The arrested accused in the cases are: Sudhir P. Dhawale, Vernon S. Gonsalves (both of Mumbai), Arun T. Fereira of Thane, Rona J. Wilson and Gautam Navlakha (all of New Delhi), Surendra P. Gadling, Shoma K. Sen, Mahesh S. Raut (all of Nagpur), P. Varavara Rao of Hyderabad, Sudha Bharadwaj of Faridabad, Anand B. Teltumbde of Yavatmal, Hany Babu M. Tharayil of Trichur, Sagar Gorkhe of Ahmednagar, Ramesh Gaichor of Pune, and the late Fr. Stan Lourduswamy of Tamil Nadu, who died on July 5 in Mumbai while in custody.

The accused named as absconders are: Milind Teltumbde aliases Dipak and Sahyadri of Yavatmal, Prakash Goswami aliases Navin and Ritupan Goswami of Assam, Kishan Bose aliases Prashanto of Kolkata, Mupalla Laxman Rao, alias Ganpati, Chandrashekhar, Manglu, and Deepu.

The NIA said that all the accused are 'active members' of the banned terrorist organisation CPI (Maoist) and its frontal organisations which were declared unlawful by the Union Home Ministry in 2009.

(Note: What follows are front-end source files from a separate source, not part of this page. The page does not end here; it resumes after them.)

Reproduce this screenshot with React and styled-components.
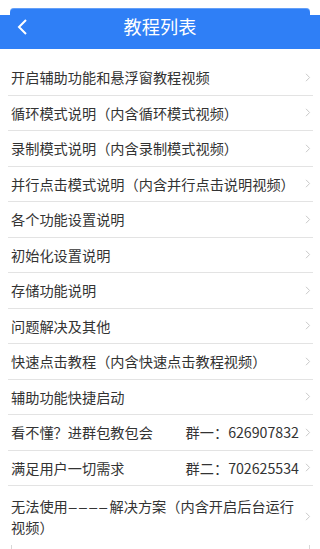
import React from "react";
import styled, { createGlobalStyle } from "styled-components";

const BLUE = "#2f7ff6";
const TEXT = "#333333";
const LINE = "#e3e3e3";

const GlobalStyle = createGlobalStyle`
  html, body {
    margin: 0;
    padding: 0;
    background: #ffffff;
  }
  body {
    font-family: "Noto Sans CJK SC", "Noto Sans", sans-serif;
    overflow: hidden;
  }
`;

const Page = styled.div`
  width: 320px;
  height: 549px;
  padding-top: 8px;
  box-sizing: border-box;
  overflow: hidden;
`;

const TopTab = styled.div`
  height: 7px;
  margin: 0 10px;
  background: ${BLUE};
  border-radius: 4px 4px 0 0;
  box-shadow: inset 0 1px 0 rgba(255, 255, 255, 0.25);
`;

const Header = styled.div`
  height: 34px;
  background: ${BLUE};
  display: flex;
  align-items: center;
  justify-content: center;
  position: relative;
`;

const BackButton = styled.div`
  position: absolute;
  left: 16px;
  top: 4px;
  width: 14px;
  height: 16px;
  display: flex;
  align-items: center;
`;

const Title = styled.div`
  color: #ffffff;
  font-size: 18.2px;
  line-height: 20px;
  margin-top: -12px;
`;

const List = styled.div`
  margin-top: 11px;
  padding: 0 7px 0 8px;
`;

const Row = styled.div`
  display: flex;
  align-items: center;
  min-height: ${({ $tall }) => ($tall ? "auto" : "35.5px")};
  padding: ${({ $tall }) => ($tall ? "10px 0 8px 3px" : "0 0 0 3px")};
  box-sizing: border-box;
  border-bottom: ${({ $last }) => ($last ? "none" : `1px solid ${LINE}`)};
  color: ${TEXT};
  font-size: 14.2px;
  line-height: 20px;
`;

const Label = styled.div`
  flex: 1;
`;

const Dashes = styled.span`
  font-family: "Liberation Sans", sans-serif;
  letter-spacing: 2.3px;
  margin-left: 1px;
`;

const Extra = styled.div`
  margin-right: 2px;
  white-space: nowrap;
`;

const Arrow = styled.svg`
  flex: none;
  width: 6px;
  height: 9px;
  margin-left: 4px;
  margin-right: 2px;
`;

const Footer = styled.div`
  margin: 0 10px 0 11px;
  height: 20px;
  border-left: 1px solid #d8d8d8;
  border-right: 1px solid #d8d8d8;
`;

const items = [
  { label: "开启辅助功能和悬浮窗教程视频" },
  { label: "循环模式说明（内含循环模式视频）" },
  { label: "录制模式说明（内含录制模式视频）" },
  { label: "并行点击模式说明（内含并行点击说明视频）" },
  { label: "各个功能设置说明" },
  { label: "初始化设置说明" },
  { label: "存储功能说明" },
  { label: "问题解决及其他" },
  { label: "快速点击教程（内含快速点击教程视频）" },
  { label: "辅助功能快捷启动" },
  { label: "看不懂？进群包教包会", extra: "群一：626907832" },
  { label: "满足用户一切需求", extra: "群二：702625534" },
  {
    label: (
      <>
        无法使用<Dashes>––––</Dashes>解决方案（内含开启后台运行视频）
      </>
    ),
    tall: true,
  },
];

const ChevronRight = () => (
  <Arrow viewBox="0 0 6 9">
    <path d="M1 0.8 L4.6 4.5 L1 8.2" fill="none" stroke="#c9c9c9" strokeWidth="1" />
  </Arrow>
);

export default function App() {
  return (
    <Page>
      <GlobalStyle />
      <TopTab />
      <Header>
        <BackButton>
          <svg width="12" height="16" viewBox="0 0 12 16">
            <path d="M10 1 L3 8 L10 15" fill="none" stroke="#ffffff" strokeWidth="2" />
          </svg>
        </BackButton>
        <Title>教程列表</Title>
      </Header>
      <List>
        {items.map((item, i) => (
          <Row key={i} $tall={item.tall} $last={i === items.length - 1}>
            <Label>{item.label}</Label>
            {item.extra && <Extra>{item.extra}</Extra>}
            <ChevronRight />
          </Row>
        ))}
      </List>
      <Footer />
    </Page>
  );
}
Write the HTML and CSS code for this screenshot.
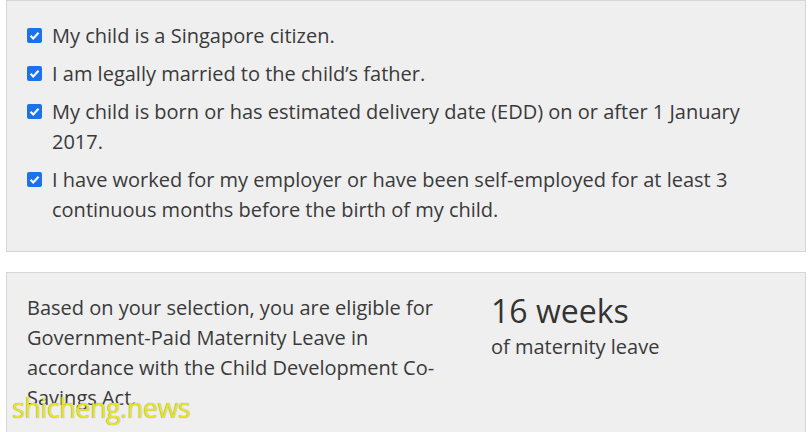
FILE: index.html
```html
<!DOCTYPE html>
<html lang="en">
<head>
    <meta charset="UTF-8">
    <meta name="viewport" content="width=device-width, initial-scale=1.0">
    <title>Maternity Leave Eligibility</title>
    <link rel="stylesheet" href="styles.css">
</head>
<body>
    <div class="panel">
        <ul class="checks">
            <li><span class="box"></span><span>My child is a Singapore citizen.</span></li>
            <li><span class="box"></span><span>I am legally married to the child’s father.</span></li>
            <li><span class="box"></span><span>My child is born or has estimated delivery date (EDD) on or after 1 January 2017.</span></li>
            <li><span class="box"></span><span>I have worked for my employer or have been self-employed for at least 3 continuous months before the birth of my child.</span></li>
        </ul>
    </div>

    <div class="panel result">
        <p class="summary">Based on your selection, you are eligible for Government-Paid Maternity Leave in accordance with the Child Development Co-Savings Act.</p>
        <div class="leave">
            <div class="weeks">16 weeks</div>
            <div class="unit">of maternity leave</div>
        </div>
    </div>

    <div class="watermark">shicheng.news</div>
</body>
</html>
```

FILE: styles.css
```css
body {
    margin: 0;
    padding: 0 4px 0 6px;
    background: #fff;
    font-family: "Open Sans", Arial, sans-serif;
    color: #3a3a3a;
    font-size: 20px;
    line-height: 30px;
    overflow: hidden;
}
.panel {
    background: #efefef;
    border: 1px solid #d6d6d6;
    padding: 20px 20px 26px 20px;
}
.checks {
    list-style: none;
    margin: 0;
    padding: 0;
}
.checks li {
    display: flex;
    gap: 10px;
    margin-bottom: 8px;
}
.checks li:last-child {
    margin-bottom: 0;
}
.box {
    flex: none;
    width: 15px;
    height: 15px;
    margin-top: 7px;
    border-radius: 2px;
    background: #1a73e8 url("data:image/svg+xml,%3Csvg xmlns='http://www.w3.org/2000/svg' viewBox='0 0 14 14'%3E%3Cpath d='M3.3 7.2l2.5 2.5 5-5.2' fill='none' stroke='white' stroke-width='2'/%3E%3C/svg%3E") no-repeat center;
}
.result {
    margin-top: 20px;
    display: grid;
    grid-template-columns: 442px 1fr;
    column-gap: 22px;
    padding-bottom: 40px;
}
.summary {
    margin: 0;
}
.weeks {
    font-size: 32px;
    line-height: 36px;
    color: #333;
}
.unit {
    margin-top: 3px;
}
.watermark {
    position: absolute;
    left: 12px;
    top: 393px;
    font-family: "Open Sans", Arial, sans-serif;
    font-size: 27px;
    color: #e6e61c;
    letter-spacing: -0.5px;
    text-shadow: 0 0 1px #888;
}
```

The frontal organisations listed by the NIA are: Kabir Kala Manch (which organised the Elgar Parishad at Pune on December 31, 2017, the alleged fallout of which were the caste riots in Koregaon-Bhima on January 1, 2018), Anuradha Ghandy Memorial Committee, Persecuted Prisoners Solidarity Committee, Committee for Protection of Democratic Rights, Peoples Union for Democratic Rights, Coordination of Democratic Rights Organisation, Democratic Students Union, Visthapan Virodhi Jan Vikas Andolan, and Revolutionary Writers Association.